Dans l’analyse narrative, le lecteur n’est pas passif. Certes, il se laisse entrainer par les différents indices posés par l’auteur qui lui indiquent le sens de l’histoire, mais il est attentif au moindre détail. Et il se pose beaucoup de questions. Combien de scènes y a-t-il dans ce passage ? Le lecteur observe les personnages : quel rôle ont-ils ? Est-ce qu’ils évoluent au fil du récit ? Il remarque aussi les non-dits : y a-t-il des éléments passés sous silence ? Qu’est-ce que le narrateur dit et ne dit pas ? De manière plus générale, il s’interroge sur les objectifs du texte : quels effets le narrateur espère-t-il produire chez le lecteur ? Toute question est pertinente du moment qu’elle se concentre sur l’histoire racontée.

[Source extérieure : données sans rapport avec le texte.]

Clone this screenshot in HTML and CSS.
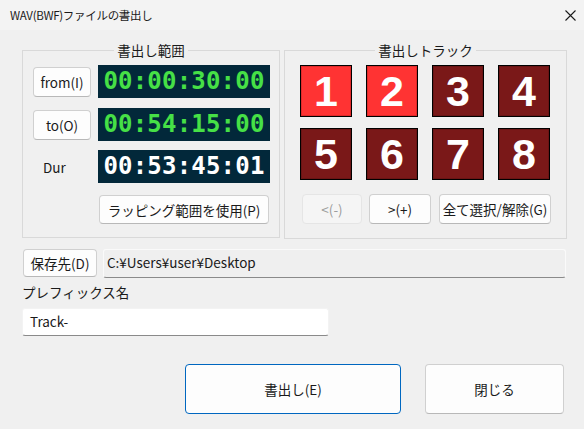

Dans l’analyse narrative, le lecteur n’est pas passif.

Une lecture renouvelée

Grâce à l’analyse narrative, la lecture n’est pas froide et ennuyante. Toutes les trouvailles du lecteur rendent sa lecture passionnante. Cette méthode peut être poussée très loin mais elle peut aussi être le simple fait de se poser des questions sur ce qui se passe tout au long de l’histoire. Il s’agit simplement de ne pas prendre les informations comme allant de soi, d’autant plus quand on connait déjà l’histoire et qu’on est habitué au texte. Cette méthode peut aider à développer le plaisir de lire et relire les récits bibliques en voyant des choses qui passaient autrefois inaperçues. La lecture devient un véritable dialogue entre le lecteur et le texte, une interaction qui ne laisse pas insensible.